WORK TO DO:
Where the line holding "Generate a component" appears, start copying, and continue exactly through the last line of the listing, skipping pictures.

#### PROVIDED DATA ####

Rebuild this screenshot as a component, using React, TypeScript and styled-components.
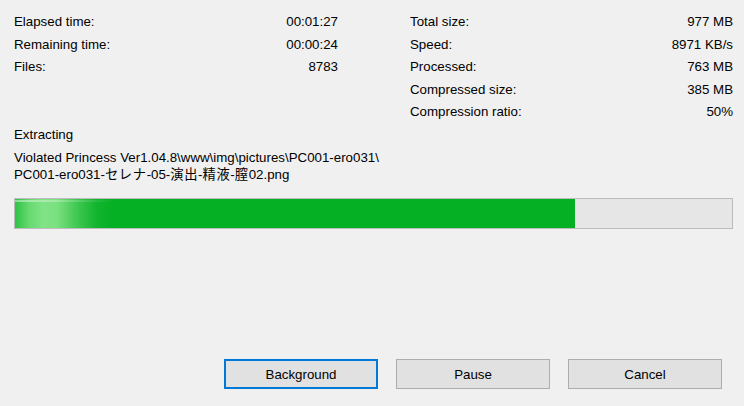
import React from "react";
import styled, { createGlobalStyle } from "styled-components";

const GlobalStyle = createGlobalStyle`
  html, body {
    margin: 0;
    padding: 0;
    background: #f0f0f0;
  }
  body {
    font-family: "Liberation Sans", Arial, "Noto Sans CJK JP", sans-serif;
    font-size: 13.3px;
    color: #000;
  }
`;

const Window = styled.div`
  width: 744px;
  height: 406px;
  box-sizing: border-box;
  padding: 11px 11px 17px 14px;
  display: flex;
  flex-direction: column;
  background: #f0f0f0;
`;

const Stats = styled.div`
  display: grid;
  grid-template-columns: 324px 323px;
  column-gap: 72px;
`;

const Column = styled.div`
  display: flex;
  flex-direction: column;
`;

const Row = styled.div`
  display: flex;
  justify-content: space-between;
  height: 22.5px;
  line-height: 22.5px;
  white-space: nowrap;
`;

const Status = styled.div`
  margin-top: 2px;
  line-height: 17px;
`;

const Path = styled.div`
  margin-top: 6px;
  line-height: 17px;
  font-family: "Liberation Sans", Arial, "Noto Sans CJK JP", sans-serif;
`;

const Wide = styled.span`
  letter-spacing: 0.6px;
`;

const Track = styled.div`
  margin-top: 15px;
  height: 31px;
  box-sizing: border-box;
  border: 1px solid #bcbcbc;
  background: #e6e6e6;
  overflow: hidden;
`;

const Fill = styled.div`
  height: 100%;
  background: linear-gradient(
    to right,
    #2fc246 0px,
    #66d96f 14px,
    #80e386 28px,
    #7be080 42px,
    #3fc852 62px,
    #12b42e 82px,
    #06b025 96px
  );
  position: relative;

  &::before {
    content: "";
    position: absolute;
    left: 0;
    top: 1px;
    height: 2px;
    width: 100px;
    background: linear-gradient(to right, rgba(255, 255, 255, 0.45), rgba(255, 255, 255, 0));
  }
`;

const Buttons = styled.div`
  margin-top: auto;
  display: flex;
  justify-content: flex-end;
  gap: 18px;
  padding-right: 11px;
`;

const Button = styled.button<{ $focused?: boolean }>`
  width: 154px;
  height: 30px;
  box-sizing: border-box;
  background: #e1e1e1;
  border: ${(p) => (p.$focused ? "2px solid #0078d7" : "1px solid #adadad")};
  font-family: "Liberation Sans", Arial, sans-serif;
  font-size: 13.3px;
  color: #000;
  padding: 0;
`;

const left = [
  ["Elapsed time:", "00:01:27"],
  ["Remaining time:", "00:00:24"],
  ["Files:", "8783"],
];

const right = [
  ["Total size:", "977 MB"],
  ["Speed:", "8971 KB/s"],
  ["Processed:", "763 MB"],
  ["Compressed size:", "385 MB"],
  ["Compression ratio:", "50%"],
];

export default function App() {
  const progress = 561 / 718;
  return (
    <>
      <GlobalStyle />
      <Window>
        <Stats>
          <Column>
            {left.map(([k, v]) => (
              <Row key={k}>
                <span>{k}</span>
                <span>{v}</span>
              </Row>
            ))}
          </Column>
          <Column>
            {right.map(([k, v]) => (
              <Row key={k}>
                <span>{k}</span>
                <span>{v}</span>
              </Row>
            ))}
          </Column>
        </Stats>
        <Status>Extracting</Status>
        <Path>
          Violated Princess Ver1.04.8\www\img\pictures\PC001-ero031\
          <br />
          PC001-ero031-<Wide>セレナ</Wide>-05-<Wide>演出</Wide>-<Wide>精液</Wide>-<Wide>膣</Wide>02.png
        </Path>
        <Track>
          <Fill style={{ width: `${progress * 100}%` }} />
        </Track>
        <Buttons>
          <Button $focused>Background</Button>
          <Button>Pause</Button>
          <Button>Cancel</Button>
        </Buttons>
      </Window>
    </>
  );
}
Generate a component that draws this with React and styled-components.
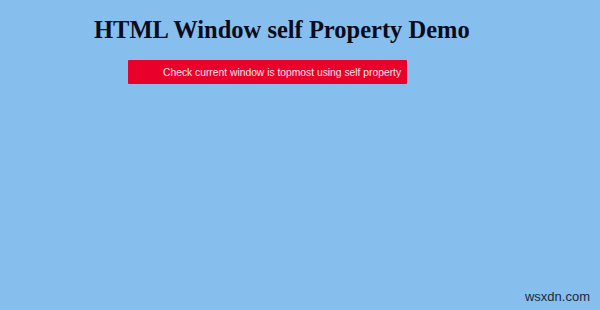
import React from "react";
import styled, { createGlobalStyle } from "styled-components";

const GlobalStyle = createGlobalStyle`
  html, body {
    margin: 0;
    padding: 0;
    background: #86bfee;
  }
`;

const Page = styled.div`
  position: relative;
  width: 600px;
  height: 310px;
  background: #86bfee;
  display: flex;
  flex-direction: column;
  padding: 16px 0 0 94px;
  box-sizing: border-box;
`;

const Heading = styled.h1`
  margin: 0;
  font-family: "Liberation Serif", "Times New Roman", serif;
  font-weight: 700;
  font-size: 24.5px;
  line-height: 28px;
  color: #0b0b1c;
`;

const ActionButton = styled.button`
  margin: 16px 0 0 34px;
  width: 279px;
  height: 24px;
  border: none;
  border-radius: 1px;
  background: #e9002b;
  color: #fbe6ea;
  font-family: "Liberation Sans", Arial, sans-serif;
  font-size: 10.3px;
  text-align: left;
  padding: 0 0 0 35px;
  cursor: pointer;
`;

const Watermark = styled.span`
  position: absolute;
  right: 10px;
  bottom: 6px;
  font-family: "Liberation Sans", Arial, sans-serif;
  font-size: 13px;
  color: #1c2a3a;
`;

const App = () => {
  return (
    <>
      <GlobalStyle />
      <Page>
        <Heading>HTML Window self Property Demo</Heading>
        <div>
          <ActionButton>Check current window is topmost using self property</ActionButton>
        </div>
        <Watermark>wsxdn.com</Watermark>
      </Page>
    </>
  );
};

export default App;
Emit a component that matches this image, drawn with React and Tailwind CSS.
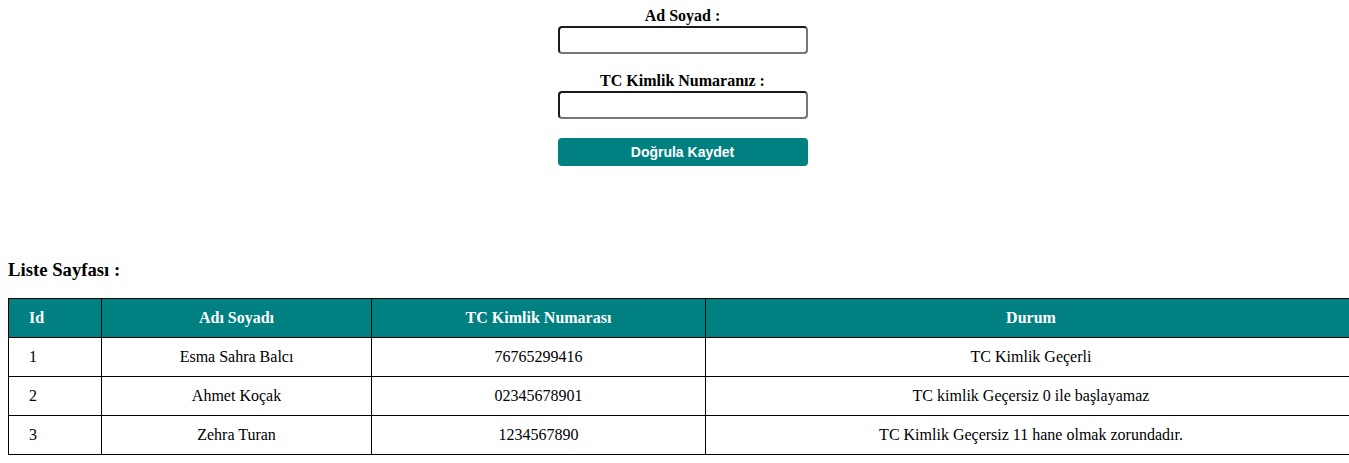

####

SOLUTION FOR THIS TASK:
Generate a component that draws this with React and styled-components.
import React from "react";
import styled, { createGlobalStyle } from "styled-components";

const GlobalStyle = createGlobalStyle`
  html, body {
    margin: 0;
    padding: 0;
    background: #86bfee;
  }
`;

const Page = styled.div`
  position: relative;
  width: 600px;
  height: 310px;
  background: #86bfee;
  display: flex;
  flex-direction: column;
  padding: 16px 0 0 94px;
  box-sizing: border-box;
`;

const Heading = styled.h1`
  margin: 0;
  font-family: "Liberation Serif", "Times New Roman", serif;
  font-weight: 700;
  font-size: 24.5px;
  line-height: 28px;
  color: #0b0b1c;
`;

const ActionButton = styled.button`
  margin: 16px 0 0 34px;
  width: 279px;
  height: 24px;
  border: none;
  border-radius: 1px;
  background: #e9002b;
  color: #fbe6ea;
  font-family: "Liberation Sans", Arial, sans-serif;
  font-size: 10.3px;
  text-align: left;
  padding: 0 0 0 35px;
  cursor: pointer;
`;

const Watermark = styled.span`
  position: absolute;
  right: 10px;
  bottom: 6px;
  font-family: "Liberation Sans", Arial, sans-serif;
  font-size: 13px;
  color: #1c2a3a;
`;

const App = () => {
  return (
    <>
      <GlobalStyle />
      <Page>
        <Heading>HTML Window self Property Demo</Heading>
        <div>
          <ActionButton>Check current window is topmost using self property</ActionButton>
        </div>
        <Watermark>wsxdn.com</Watermark>
      </Page>
    </>
  );
};

export default App;
Emit a component that matches this image, drawn with React and Tailwind CSS.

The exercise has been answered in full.